Stockhausen and Story Telling
Not so long ago I found myself listening with fascination to a radio piece by Tom Service in which he explained, as I felt to me personally, what had happened to serious music in the 20th century. I've always felt guilty that I have so little understanding of the work of so many celebrated composers, of whom Stockhausen is a prime example. Little understanding, and no love. Worse than that, I react with a dislike that is downright suspicious. Tom Service explained all to me. Stockhausen and others were attempting to free themselves from the stale grip of the musical tradition they had inherited, which, they felt, condemned them to repeat old patterns ad nauseam. They wanted to make new music, but found themselves trapped by the existing musical forms. Every arrangement of notes seemed to be no more than an echo of a composer from the past. Stockhausen's solution was to banish the very basis of melody itself: repetition. He ordained that in his work no note would ever be used more than once. At a stroke this put an end to what we had understood to be melody. One simple rule - no repetition - killed all patterns that, for example, begin and return to the same point.

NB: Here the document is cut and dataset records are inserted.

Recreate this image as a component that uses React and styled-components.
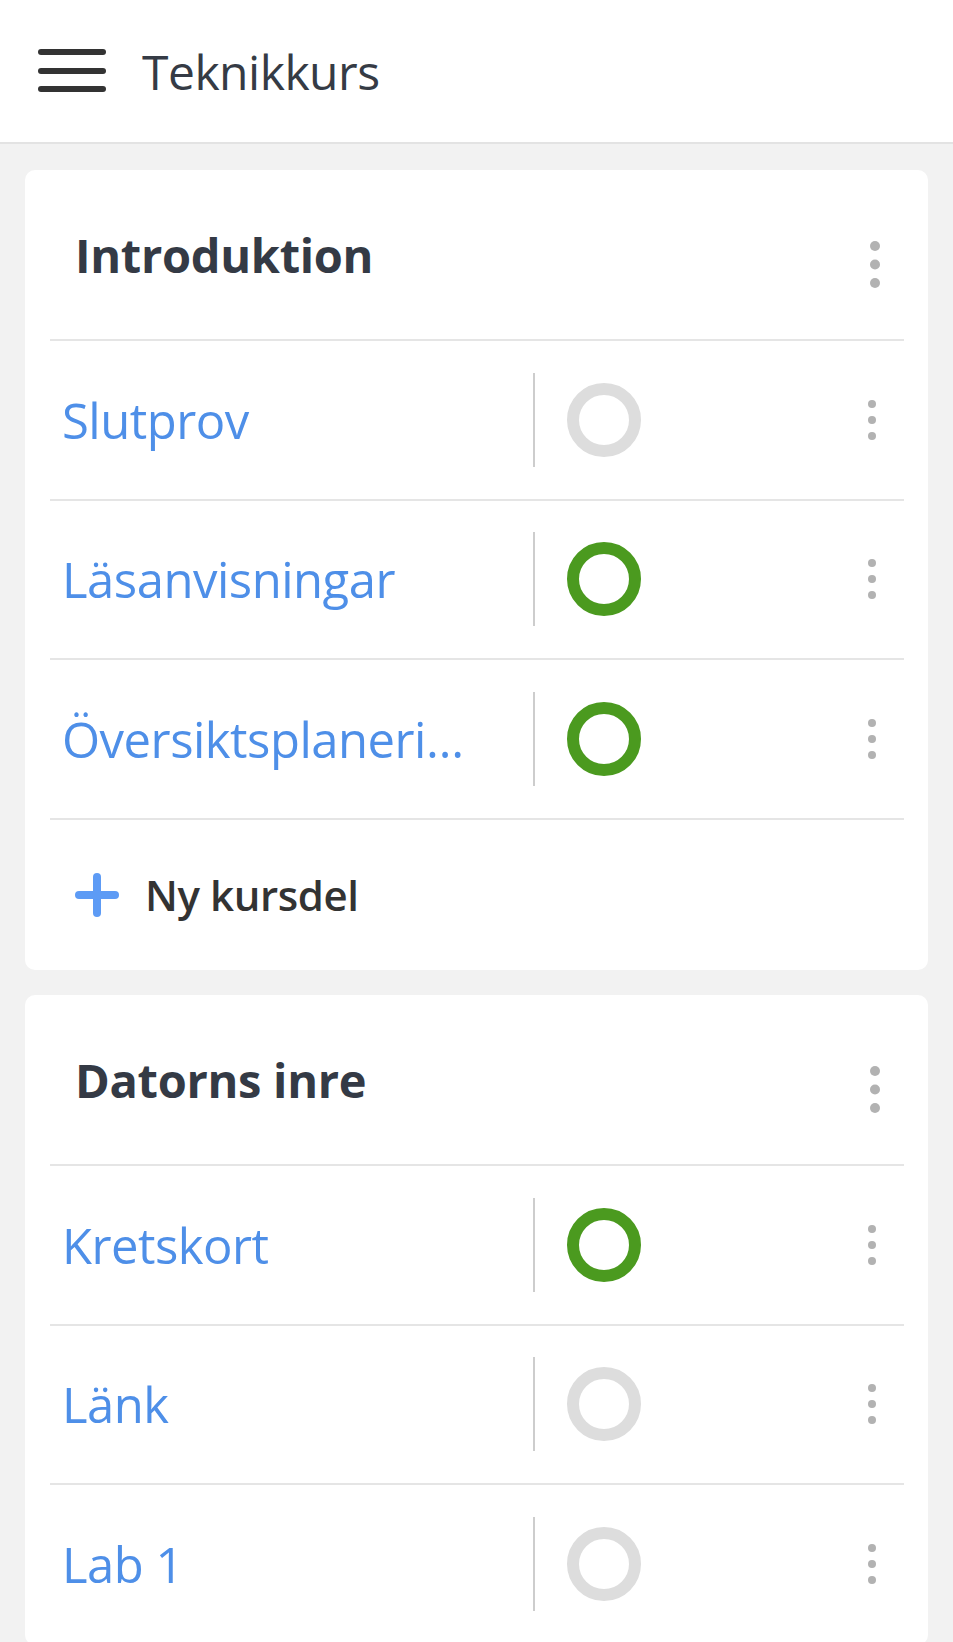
import React from "react";
import styled, { createGlobalStyle } from "styled-components";

const GlobalStyle = createGlobalStyle`
  html, body {
    margin: 0;
    padding: 0;
    background: #f2f2f2;
    font-family: "Open Sans", "Noto Sans", "Liberation Sans", sans-serif;
  }
  * { box-sizing: border-box; }
`;

const TopBar = styled.header`
  height: 144px;
  background: #ffffff;
  border-bottom: 2px solid #e3e3e3;
  display: flex;
  align-items: center;
  padding-left: 37px;
  gap: 35px;
`;

const MenuButton = styled.button`
  border: 0;
  background: none;
  padding: 0;
  display: flex;
  color: #333333;
`;

const Title = styled.h1`
  margin: 0;
  font-size: 48px;
  font-weight: 400;
  color: #353b45;
  letter-spacing: -0.5px;
`;

const Main = styled.main`
  padding: 26px 25px 0;
  display: flex;
  flex-direction: column;
  gap: 25px;
`;

const Card = styled.section`
  background: #ffffff;
  border-radius: 10px;
  padding: 0 24px 0 25px;
`;

const CardHeader = styled.div`
  height: 171px;
  border-bottom: 2px solid #e5e5e5;
  display: flex;
  align-items: center;
  justify-content: space-between;
  padding: 0 24px 0 25px;
`;

const Heading = styled.h2`
  margin: 0;
  font-size: 47px;
  font-weight: 700;
  color: #343a45;
  letter-spacing: -0.3px;
`;

const Row = styled.div`
  height: 159.5px;
  border-bottom: 2px solid #e5e5e5;
  display: grid;
  grid-template-columns: 483px 2px 1fr auto;
  align-items: center;
  padding-right: 28px;
`;

const ItemLink = styled.a`
  padding-left: 12px;
  padding-right: 60px;
  font-size: 49px;
  color: #4e8fe8;
  text-decoration: none;
  white-space: nowrap;
  overflow: hidden;
  text-overflow: ellipsis;
  letter-spacing: -0.5px;
`;

const Separator = styled.div`
  width: 2px;
  height: 94px;
  background: #cdcdcd;
`;

const StatusCell = styled.div`
  padding-left: 32px;
  display: flex;
  align-items: center;
`;

const StatusRing = styled.div`
  width: 74px;
  height: 74px;
  border-radius: 50%;
  border: 12px solid ${(p) => (p.$done ? "#4b9a1f" : "#dddddd")};
`;

const KebabButton = styled.button`
  border: 0;
  background: none;
  padding: 0;
  display: flex;
  color: #b2b2b2;
  margin-top: ${(p) => (p.$big ? "19px" : "0")};
`;

const AddRow = styled.div`
  height: 150.5px;
  display: flex;
  align-items: center;
  padding-left: 25px;
  gap: 26px;
`;

const AddLabel = styled.span`
  font-size: 42px;
  font-weight: 600;
  color: #333333;
  letter-spacing: -0.4px;
`;

function Kebab({ big }) {
  const r = big ? 5 : 4;
  const step = big ? 18.5 : 16;
  const h = step * 2 + r * 2;
  return (
    <KebabButton $big={big} aria-label="Mer">
      <svg width={r * 2} height={h} viewBox={`0 0 ${r * 2} ${h}`}>
        {[0, 1, 2].map((i) => (
          <circle key={i} cx={r} cy={r + i * step} r={r} fill="currentColor" />
        ))}
      </svg>
    </KebabButton>
  );
}

function MenuIcon() {
  return (
    <svg width="70" height="46" viewBox="0 0 70 46">
      <g stroke="currentColor" strokeWidth="6" strokeLinecap="round">
        <line x1="4" y1="4" x2="66" y2="4" />
        <line x1="4" y1="23" x2="66" y2="23" />
        <line x1="4" y1="41" x2="66" y2="41" />
      </g>
    </svg>
  );
}

function PlusIcon() {
  return (
    <svg width="44" height="44" viewBox="0 0 44 44">
      <g stroke="#5d9bf5" strokeWidth="8" strokeLinecap="round">
        <line x1="22" y1="4" x2="22" y2="40" />
        <line x1="4" y1="22" x2="40" y2="22" />
      </g>
    </svg>
  );
}

const sections = [
  {
    title: "Introduktion",
    items: [
      { name: "Slutprov", done: false },
      { name: "Läsanvisningar", done: true },
      { name: "Översiktsplanering", done: true },
    ],
    add: true,
  },
  {
    title: "Datorns inre",
    items: [
      { name: "Kretskort", done: true },
      { name: "Länk", done: false },
      { name: "Lab 1", done: false },
    ],
    add: false,
  },
];

export default function App() {
  return (
    <>
      <GlobalStyle />
      <TopBar>
        <MenuButton aria-label="Meny">
          <MenuIcon />
        </MenuButton>
        <Title>Teknikkurs</Title>
      </TopBar>
      <Main>
        {sections.map((s) => (
          <Card key={s.title}>
            <CardHeader>
              <Heading>{s.title}</Heading>
              <Kebab big />
            </CardHeader>
            {s.items.map((it) => (
              <Row key={it.name}>
                <ItemLink href="#">{it.name}</ItemLink>
                <Separator />
                <StatusCell>
                  <StatusRing $done={it.done} />
                </StatusCell>
                <Kebab />
              </Row>
            ))}
            {s.add && (
              <AddRow>
                <PlusIcon />
                <AddLabel>Ny kursdel</AddLabel>
              </AddRow>
            )}
          </Card>
        ))}
      </Main>
    </>
  );
}
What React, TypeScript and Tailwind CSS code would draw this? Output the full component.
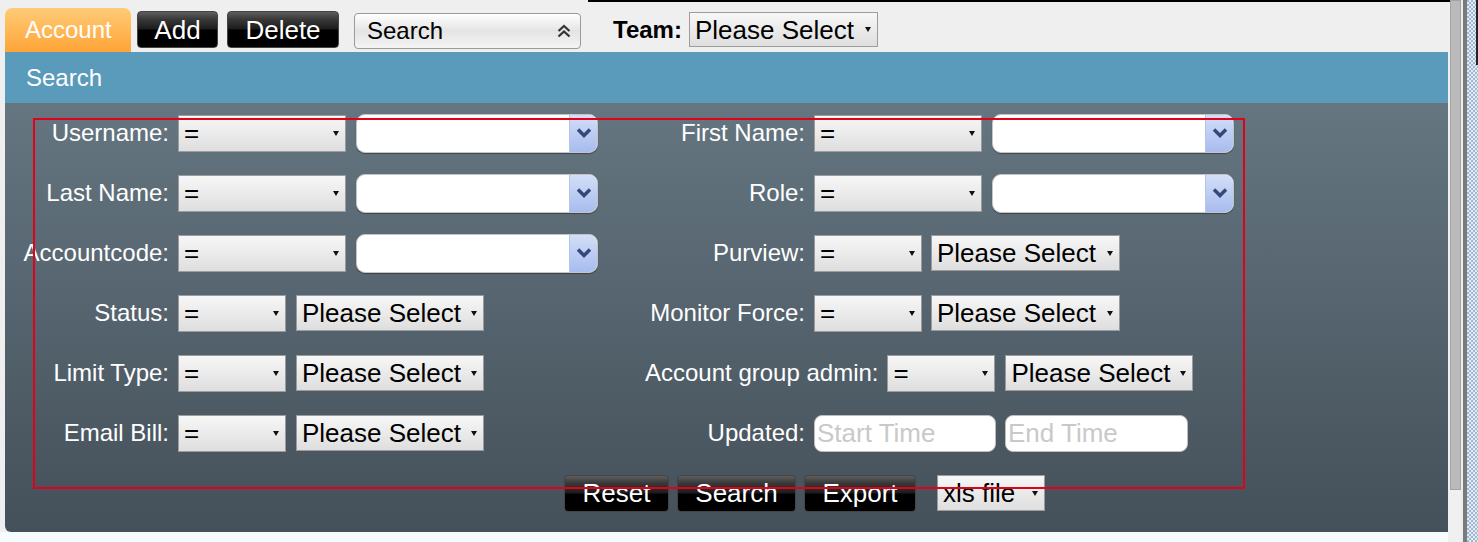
import React from "react";

const Arrow = () => (
  <svg width="6" height="5" viewBox="0 0 6 5" className="shrink-0">
    <path d="M0 0 L6 0 L3 5 Z" fill="#111" />
  </svg>
);

function Sel({ text, w, h = "h-[37px]" }: { text: string; w: string; h?: string }) {
  return (
    <div
      className={`${w} ${h} shrink-0 flex items-center justify-between pl-[5px] pr-[6px] border border-[#9c9c9c] bg-[linear-gradient(to_bottom,#f7f7f7,#dedede)] text-[26px] leading-none text-black whitespace-nowrap`}
    >
      <span>{text}</span>
      <Arrow />
    </div>
  );
}

function Combo() {
  return (
    <div className="w-[242px] h-[39px] shrink-0 flex bg-white border border-[#c4c4c4] rounded-[9px] overflow-hidden shadow-[0_1px_1px_rgba(0,0,0,0.35)]">
      <div className="flex-1" />
      <div className="w-[28px] h-[37px] flex items-center justify-center bg-[linear-gradient(to_bottom,#d3def8,#a7bcee)] border-l border-[#b5c5ea]">
        <svg width="16" height="12" viewBox="0 0 16 12">
          <path d="M2 2.5 L8 8.5 L14 2.5" fill="none" stroke="#34497a" strokeWidth="3.5" strokeLinejoin="miter" />
        </svg>
      </div>
    </div>
  );
}

function BlackBtn({ text, w, h = "h-[37px]" }: { text: string; w: string; h?: string }) {
  return (
    <div
      className={`${w} ${h} shrink-0 flex items-center justify-center rounded-[4px] border border-[#444] bg-[linear-gradient(to_bottom,#5e5e5e_0%,#3a3a3a_20%,#1c1c1c_48%,#000_52%,#000_100%)] text-white text-[26px] leading-none`}
    >
      {text}
    </div>
  );
}

function TimeInput({ ph, w }: { ph: string; w: string }) {
  return (
    <div className={`${w} h-[37px] shrink-0 flex items-center pl-[2px] bg-white border border-[#bdbdbd] rounded-[8px] text-[26px] leading-none text-[#c9c9c9]`}>
      {ph}
    </div>
  );
}

function Label({ text }: { text: string }) {
  return <div className="min-w-[160px] shrink-0 text-right whitespace-nowrap text-white text-[24px] leading-none">{text}</div>;
}

function Half({ label, children, left }: { label: string; children: React.ReactNode; left?: boolean }) {
  return (
    <div className={`${left ? "w-[636px]" : "flex-1"} flex items-center gap-[9px]`}>
      <Label text={label} />
      {children}
    </div>
  );
}

function Row({ children }: { children: React.ReactNode }) {
  return <div className="h-[60px] flex items-center">{children}</div>;
}

export default function App() {
  return (
    <div className="relative w-[1478px] h-[542px] flex overflow-hidden bg-[#efefef] font-['Liberation_Sans',Arial,sans-serif]">
      <div className="w-[1448px] flex flex-col">
        {/* top bar */}
        <div className="h-[52px] pl-[5px] flex items-start">
          <div className="mt-[8px] w-[126px] h-[44px] rounded-t-[7px] bg-[linear-gradient(to_bottom,#ffcb78,#ffa436)] flex items-center pl-[20px] text-white text-[24px] leading-none">
            Account
          </div>
          <div className="mt-[11px] ml-[6px]">
            <BlackBtn text="Add" w="w-[81px]" />
          </div>
          <div className="mt-[11px] ml-[9px]">
            <BlackBtn text="Delete" w="w-[112px]" />
          </div>
          <div className="mt-[13px] ml-[15px] w-[227px] h-[36px] rounded-[4px] border border-[#9a9a9a] bg-[linear-gradient(to_bottom,#ffffff_0%,#e4e4e4_50%,#f4f4f4_100%)] flex items-center justify-between pl-[12px] pr-[8px] text-[24px] leading-none text-black">
            <span>Search</span>
            <svg width="16" height="18" viewBox="0 0 16 18">
              <path d="M2.5 9 L8 4 L13.5 9 M2.5 14.5 L8 9.5 L13.5 14.5" fill="none" stroke="#333" strokeWidth="2.2" />
            </svg>
          </div>
          <div className="ml-[32px] mt-[12px] h-[35px] flex items-center gap-[7px]">
            <span className="font-bold text-[24px] leading-none text-black">Team:</span>
            <Sel text="Please Select" w="w-[189px]" h="h-[35px]" />
          </div>
        </div>

        {/* blue header */}
        <div className="ml-[5px] h-[51px] bg-[#5a9aba] flex items-center pl-[21px] text-white text-[24px] leading-none">
          Search
        </div>

        {/* form panel */}
        <div className="ml-[5px] h-[429px] rounded-bl-[6px] bg-[linear-gradient(to_bottom,#657681,#44505a)] pl-[4px] flex flex-col">
          <Row>
            <Half left label="Username:">
              <div className="flex items-center gap-[10px]">
                <Sel text="=" w="w-[168px]" />
                <Combo />
              </div>
            </Half>
            <Half label="First Name:">
              <div className="flex items-center gap-[10px]">
                <Sel text="=" w="w-[168px]" />
                <Combo />
              </div>
            </Half>
          </Row>
          <Row>
            <Half left label="Last Name:">
              <div className="flex items-center gap-[10px]">
                <Sel text="=" w="w-[168px]" />
                <Combo />
              </div>
            </Half>
            <Half label="Role:">
              <div className="flex items-center gap-[10px]">
                <Sel text="=" w="w-[168px]" />
                <Combo />
              </div>
            </Half>
          </Row>
          <Row>
            <Half left label="Accountcode:">
              <div className="flex items-center gap-[10px]">
                <Sel text="=" w="w-[168px]" />
                <Combo />
              </div>
            </Half>
            <Half label="Purview:">
              <div className="flex items-center gap-[9px]">
                <Sel text="=" w="w-[108px]" />
                <Sel text="Please Select" w="w-[189px]" h="h-[36px]" />
              </div>
            </Half>
          </Row>
          <Row>
            <Half left label="Status:">
              <div className="flex items-center gap-[10px]">
                <Sel text="=" w="w-[108px]" />
                <Sel text="Please Select" w="w-[188px]" h="h-[36px]" />
              </div>
            </Half>
            <Half label="Monitor Force:">
              <div className="flex items-center gap-[9px]">
                <Sel text="=" w="w-[108px]" />
                <Sel text="Please Select" w="w-[189px]" h="h-[36px]" />
              </div>
            </Half>
          </Row>
          <Row>
            <Half left label="Limit Type:">
              <div className="flex items-center gap-[10px]">
                <Sel text="=" w="w-[108px]" />
                <Sel text="Please Select" w="w-[188px]" h="h-[36px]" />
              </div>
            </Half>
            <Half label="Account group admin:">
              <div className="flex items-center gap-[10px]">
                <Sel text="=" w="w-[108px]" />
                <Sel text="Please Select" w="w-[188px]" h="h-[36px]" />
              </div>
            </Half>
          </Row>
          <Row>
            <Half left label="Email Bill:">
              <div className="flex items-center gap-[10px]">
                <Sel text="=" w="w-[108px]" />
                <Sel text="Please Select" w="w-[188px]" h="h-[36px]" />
              </div>
            </Half>
            <Half label="Updated:">
              <div className="flex items-center gap-[9px]">
                <TimeInput ph="Start Time" w="w-[182px]" />
                <TimeInput ph="End Time" w="w-[183px]" />
              </div>
            </Half>
          </Row>
          <div className="h-[60px] flex items-center pl-[555px] gap-[8px]">
            <BlackBtn text="Reset" w="w-[105px]" />
            <BlackBtn text="Search" w="w-[119px]" />
            <BlackBtn text="Export" w="w-[112px]" />
            <div className="ml-[13px]">
              <Sel text="xls file" w="w-[108px]" h="h-[36px]" />
            </div>
          </div>
        </div>

        <div className="flex-1 bg-[#f5fbff]" />
      </div>

      {/* scrollbar area */}
      <div className="w-[30px] flex">
        <div className="w-[2px] bg-[#f0f0f0]" />
        <div className="w-[11px] flex flex-col bg-[#f0f0f0]">
          <div className="h-[490px] bg-[#bababa] border border-[#a3a3a3]" />
        </div>
        <div className="w-[2px] bg-[#ececec]" />
        <div className="w-[4px] bg-[#7a7a7a]" />
        <div className="w-[11px] bg-[repeating-conic-gradient(#e3ecf5_0%_25%,#9fb7d1_0%_50%)] bg-[length:4px_4px]" />
      </div>

      {/* overlays */}
      <div className="absolute top-0 left-[588px] w-[862px] h-[2px] bg-black" />
      <div className="absolute top-0 right-0 w-[2px] h-[65px] bg-[#222]" />
      <div className="absolute left-[33px] top-[118px] w-[1212px] h-[371px] border-2 border-[#e2001a] pointer-events-none" />
    </div>
  );
}
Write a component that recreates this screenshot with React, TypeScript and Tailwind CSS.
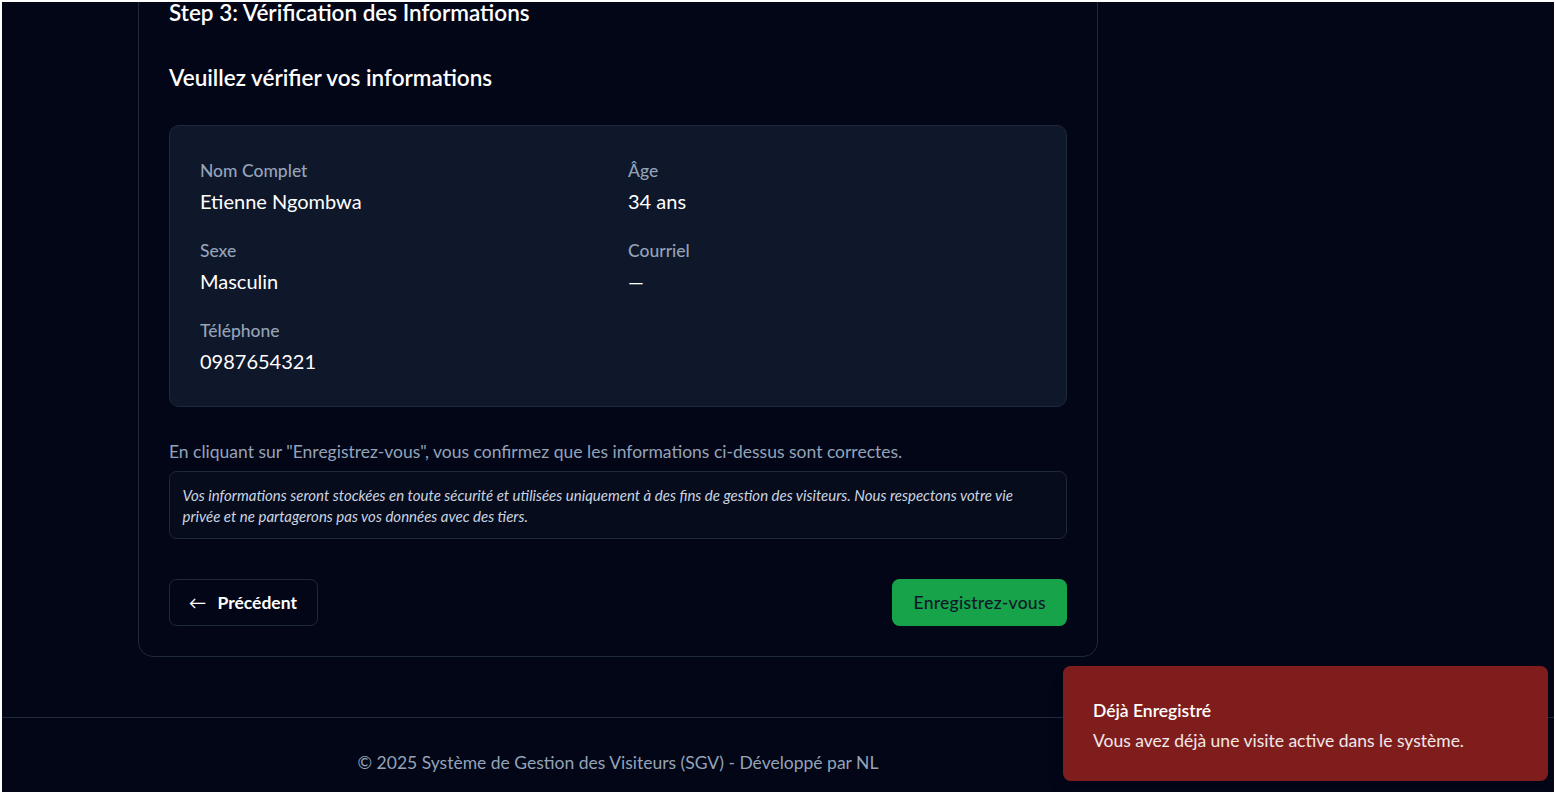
import React from "react";

const fields = [
  { label: "Nom Complet", value: "Etienne Ngombwa" },
  { label: "Âge", value: "34 ans" },
  { label: "Sexe", value: "Masculin" },
  { label: "Courriel", value: "—" },
  { label: "Téléphone", value: "0987654321" },
];

function InfoItem({ label, value }: { label: string; value: string }) {
  return (
    <div>
      <p className="pt-[1.5px] text-sm leading-5 font-medium text-[#94a3b8]">{label}</p>
      <p className="mt-[2.5px] text-base leading-6 text-white">{value}</p>
    </div>
  );
}

function Toast() {
  return (
    <div className="absolute right-[4.8px] bottom-[8.5px] w-[388px] rounded-md bg-[#7f1d1d] px-6 pt-[25.6px] pb-[22.4px] pr-8 shadow-lg">
      <div className="grid gap-1">
        <p className="text-sm leading-5 font-semibold text-white">Déjà Enregistré</p>
        <p className="text-sm leading-5 text-white/90">
          Vous avez déjà une visite active dans le système.
        </p>
      </div>
    </div>
  );
}

export default function App() {
  return (
    <div
      className="h-screen overflow-hidden bg-white p-[2px]"
      style={{ fontFamily: "Lato, 'Noto Sans', sans-serif" }}
    >
      <div className="relative h-full overflow-hidden bg-[#020617] [zoom:1.25]">
        <div className="-mt-[30.6px]">
          <div className="flex">
            <main className="flex w-[985.6px] justify-center">
              <div className="w-[768px] rounded-xl border border-[#1e293b] p-6">
                <h2 className="text-lg leading-7 font-semibold text-white">
                  Step 3: Vérification des Informations
                </h2>
                <h3 className="mt-6 text-lg leading-7 font-semibold text-white">
                  Veuillez vérifier vos informations
                </h3>

                <div className="mt-6 rounded-lg border border-[#1e293b] bg-[#0f172a] p-6">
                  <div className="grid grid-cols-2 gap-x-4 gap-y-4">
                    {fields.map((f) => (
                      <InfoItem key={f.label} label={f.label} value={f.value} />
                    ))}
                  </div>
                </div>

                <p className="mt-[25.6px] text-sm leading-5 text-[#94a3b8]">
                  En cliquant sur "Enregistrez-vous", vous confirmez que les informations
                  ci-dessus sont correctes.
                </p>
                <div className="mt-[6px] rounded-md border border-[#1e293b] bg-[#070c1c] px-[10px] pt-[10px] pb-[9px]">
                  <p className="text-xs leading-[16.8px] text-[#cbd5e1] italic">
                    Vos informations seront stockées en toute sécurité et utilisées uniquement
                    à des fins de gestion des visiteurs. Nous respectons votre vie privée et ne
                    partagerons pas vos données avec des tiers.
                  </p>
                </div>

                <div className="mt-[31.7px] flex items-center justify-between">
                  <button className="flex h-[37.6px] items-center gap-[9px] rounded-md border border-[#1e293b] pr-4 pl-[15px] text-sm font-bold text-white">
                    <span className="font-normal">←</span>
                    <span>Précédent</span>
                  </button>
                  <button className="flex h-[37.6px] items-center rounded-md bg-[#16a34a] px-[17px] text-sm font-medium tracking-[0.2px] text-[#0f172a]">
                    Enregistrez-vous
                  </button>
                </div>
              </div>
            </main>
            <aside className="flex-1" />
          </div>

          <footer className="mt-12 border-t border-[#1e293b] pt-[25.6px] pb-6">
            <p className="w-[985.6px] text-center text-sm leading-5 text-[#94a3b8]">
              © 2025 Système de Gestion des Visiteurs (SGV) - Développé par NL
            </p>
          </footer>
        </div>

        <Toast />
      </div>
    </div>
  );
}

In effect, what Stockhausen was removing from his compositions was narrative. As I listened, I was struck by the application of this thinking to the business of story telling. There is a kind of narrative that is also a dead hand on a work: formulaic, easily predicted, lacking in authenticity and vitality. All of us who write stories for a living can too easily, too lazily, fall back on such formulas. Hollywood, some believe, raises the formulas to the level of a religion. There must be an inciting incident, a character arc, a redemptive resolution, and so on. Is it possible, I found myself thinking, that Stockhausen's flash of insight can be applied to my work? Reject all repetition. Abandon narrative structure. Make every moment of the story unpredictable and fresh.
But, I thought to myself, I hate Stockhausen's music. I feel threatened by it. Somewhere deep inside I seem to need both melody and narrative. I love music that has structure, that sets out on a journey whose end is in its beginning. Does this mean I'm trapped, mentally, in a world of cliché and formula? Am I simply recycling the comfortable forms of past writers, for the comfort of present day consumers? What is it that happens when a writer works on material that has already been worked on by others?
Returning to the analogy of music, I asked myself if I felt that Mozart was merely re-working Haydn, or Brahms performing as a second-rate Beethoven. Of course not. Each composer works under the shadow of those that have gone before, and works in his own manner. The combined effect of the inherited tradition and the new talent creates the most subtle, complex variations. I, the listener, already understand the rules, and can be excited by the development of the music within those rules. For Brahms to decide that he must eliminate from his work all echoes of Beethoven would be absurd.
So what was Stockhausen up to? The shock of the new, yes, but also a kind of vanity, a demand that his music be perceived as owing nothing to anyone but himself. The egotism of the 20th century artist.
I think the same applies to story telling. Just as Shakespeare took his plots from Holinshed and Plutarch, but made his stories into something entirely his own, I believe that each writer builds his work out of the stories of the past. That tradition is the great shared treasure house, for writers and readers alike. So I rejoice that readers instinctively seek out patterns in the story as it unfolds. A boy has met a girl - he loves her, but fate separates them - of course we expect, we demand, a later meeting, a resolution. A man commits a crime - he seems to get away with it - we wait eagerly for his unmasking. These patterns are strong, and have immense value. Our job now is to work within the tradition, with the patterns, to make something of our own time, with its own unique taste and smell.
So I leave Stockhausen to those more musically educated than me, and I embrace repetition, and narrative, and the long tradition that has formed it all. Real life has no pattern, no meaning, no justice. That's why we love music. That's why we love stories. They bring shape to our mental lives.